Here are some records; quote them exactly, leaving out the pictures.

Records with interface code:
════════

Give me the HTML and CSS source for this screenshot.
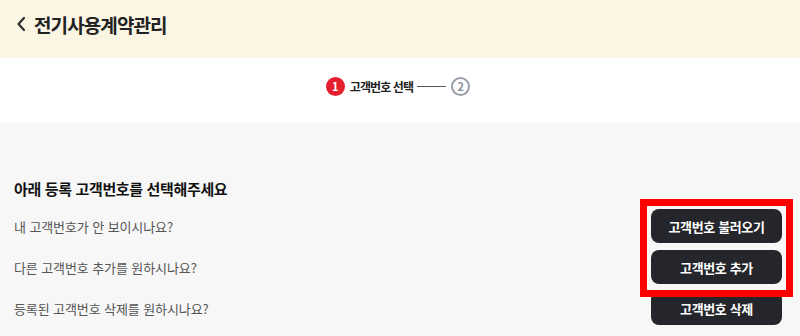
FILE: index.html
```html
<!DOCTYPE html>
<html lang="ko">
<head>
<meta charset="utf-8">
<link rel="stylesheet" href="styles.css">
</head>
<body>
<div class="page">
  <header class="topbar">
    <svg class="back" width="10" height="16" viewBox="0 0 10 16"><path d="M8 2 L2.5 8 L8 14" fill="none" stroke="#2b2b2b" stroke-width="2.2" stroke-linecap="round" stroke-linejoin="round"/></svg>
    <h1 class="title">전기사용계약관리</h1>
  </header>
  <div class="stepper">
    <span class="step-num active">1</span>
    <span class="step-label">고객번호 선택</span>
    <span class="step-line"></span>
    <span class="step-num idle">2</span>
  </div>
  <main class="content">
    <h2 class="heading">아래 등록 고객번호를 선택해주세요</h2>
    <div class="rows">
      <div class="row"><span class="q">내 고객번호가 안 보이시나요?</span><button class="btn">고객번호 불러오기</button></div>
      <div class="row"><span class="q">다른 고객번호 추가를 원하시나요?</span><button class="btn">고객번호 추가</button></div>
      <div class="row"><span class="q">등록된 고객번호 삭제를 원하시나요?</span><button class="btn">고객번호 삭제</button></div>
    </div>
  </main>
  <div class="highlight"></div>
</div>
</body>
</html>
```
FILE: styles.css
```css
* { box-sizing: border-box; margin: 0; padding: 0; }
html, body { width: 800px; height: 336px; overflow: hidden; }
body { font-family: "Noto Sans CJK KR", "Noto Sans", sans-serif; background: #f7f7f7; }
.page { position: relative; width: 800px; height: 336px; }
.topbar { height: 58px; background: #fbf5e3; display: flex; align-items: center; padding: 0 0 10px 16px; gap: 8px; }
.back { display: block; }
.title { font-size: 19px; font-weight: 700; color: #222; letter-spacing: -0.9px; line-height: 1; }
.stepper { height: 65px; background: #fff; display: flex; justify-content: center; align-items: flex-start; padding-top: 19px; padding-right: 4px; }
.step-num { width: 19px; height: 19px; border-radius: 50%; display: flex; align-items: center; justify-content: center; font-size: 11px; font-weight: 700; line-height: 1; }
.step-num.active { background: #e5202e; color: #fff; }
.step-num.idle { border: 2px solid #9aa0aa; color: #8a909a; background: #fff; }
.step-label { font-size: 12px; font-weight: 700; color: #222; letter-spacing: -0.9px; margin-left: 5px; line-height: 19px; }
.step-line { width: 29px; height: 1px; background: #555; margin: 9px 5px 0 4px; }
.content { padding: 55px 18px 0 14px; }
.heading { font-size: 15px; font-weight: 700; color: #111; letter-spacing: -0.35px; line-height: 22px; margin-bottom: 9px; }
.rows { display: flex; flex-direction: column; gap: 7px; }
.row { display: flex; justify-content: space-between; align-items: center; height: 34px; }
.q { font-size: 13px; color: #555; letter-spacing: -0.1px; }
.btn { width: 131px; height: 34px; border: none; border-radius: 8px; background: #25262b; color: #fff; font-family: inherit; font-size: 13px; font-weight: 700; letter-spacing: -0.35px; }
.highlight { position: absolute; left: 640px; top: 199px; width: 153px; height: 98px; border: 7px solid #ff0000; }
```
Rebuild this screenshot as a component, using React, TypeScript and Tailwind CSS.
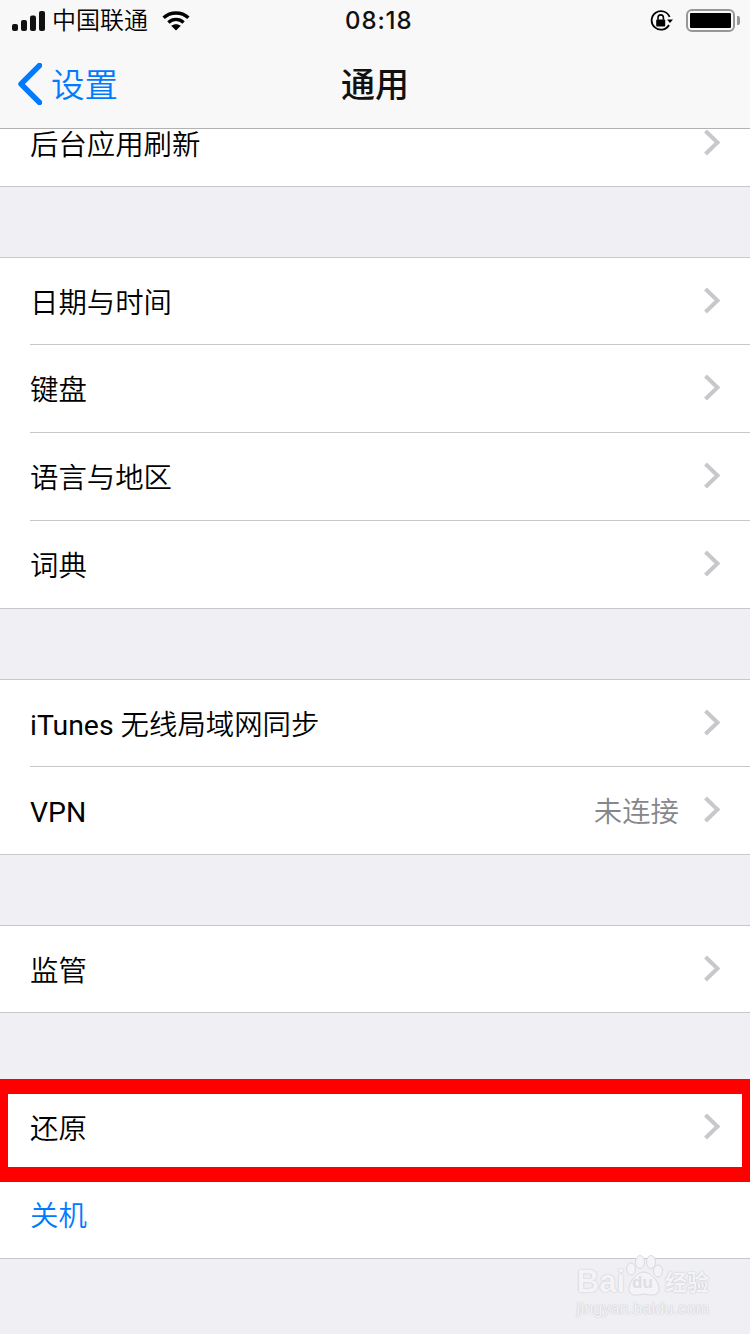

════════

◆ Exercise solution ◆
Give me the HTML and CSS source for this screenshot.
FILE: index.html
```html
<!DOCTYPE html>
<html lang="ko">
<head>
<meta charset="utf-8">
<link rel="stylesheet" href="styles.css">
</head>
<body>
<div class="page">
  <header class="topbar">
    <svg class="back" width="10" height="16" viewBox="0 0 10 16"><path d="M8 2 L2.5 8 L8 14" fill="none" stroke="#2b2b2b" stroke-width="2.2" stroke-linecap="round" stroke-linejoin="round"/></svg>
    <h1 class="title">전기사용계약관리</h1>
  </header>
  <div class="stepper">
    <span class="step-num active">1</span>
    <span class="step-label">고객번호 선택</span>
    <span class="step-line"></span>
    <span class="step-num idle">2</span>
  </div>
  <main class="content">
    <h2 class="heading">아래 등록 고객번호를 선택해주세요</h2>
    <div class="rows">
      <div class="row"><span class="q">내 고객번호가 안 보이시나요?</span><button class="btn">고객번호 불러오기</button></div>
      <div class="row"><span class="q">다른 고객번호 추가를 원하시나요?</span><button class="btn">고객번호 추가</button></div>
      <div class="row"><span class="q">등록된 고객번호 삭제를 원하시나요?</span><button class="btn">고객번호 삭제</button></div>
    </div>
  </main>
  <div class="highlight"></div>
</div>
</body>
</html>
```
FILE: styles.css
```css
* { box-sizing: border-box; margin: 0; padding: 0; }
html, body { width: 800px; height: 336px; overflow: hidden; }
body { font-family: "Noto Sans CJK KR", "Noto Sans", sans-serif; background: #f7f7f7; }
.page { position: relative; width: 800px; height: 336px; }
.topbar { height: 58px; background: #fbf5e3; display: flex; align-items: center; padding: 0 0 10px 16px; gap: 8px; }
.back { display: block; }
.title { font-size: 19px; font-weight: 700; color: #222; letter-spacing: -0.9px; line-height: 1; }
.stepper { height: 65px; background: #fff; display: flex; justify-content: center; align-items: flex-start; padding-top: 19px; padding-right: 4px; }
.step-num { width: 19px; height: 19px; border-radius: 50%; display: flex; align-items: center; justify-content: center; font-size: 11px; font-weight: 700; line-height: 1; }
.step-num.active { background: #e5202e; color: #fff; }
.step-num.idle { border: 2px solid #9aa0aa; color: #8a909a; background: #fff; }
.step-label { font-size: 12px; font-weight: 700; color: #222; letter-spacing: -0.9px; margin-left: 5px; line-height: 19px; }
.step-line { width: 29px; height: 1px; background: #555; margin: 9px 5px 0 4px; }
.content { padding: 55px 18px 0 14px; }
.heading { font-size: 15px; font-weight: 700; color: #111; letter-spacing: -0.35px; line-height: 22px; margin-bottom: 9px; }
.rows { display: flex; flex-direction: column; gap: 7px; }
.row { display: flex; justify-content: space-between; align-items: center; height: 34px; }
.q { font-size: 13px; color: #555; letter-spacing: -0.1px; }
.btn { width: 131px; height: 34px; border: none; border-radius: 8px; background: #25262b; color: #fff; font-family: inherit; font-size: 13px; font-weight: 700; letter-spacing: -0.35px; }
.highlight { position: absolute; left: 640px; top: 199px; width: 153px; height: 98px; border: 7px solid #ff0000; }
```
Rebuild this screenshot as a component, using React, TypeScript and Tailwind CSS.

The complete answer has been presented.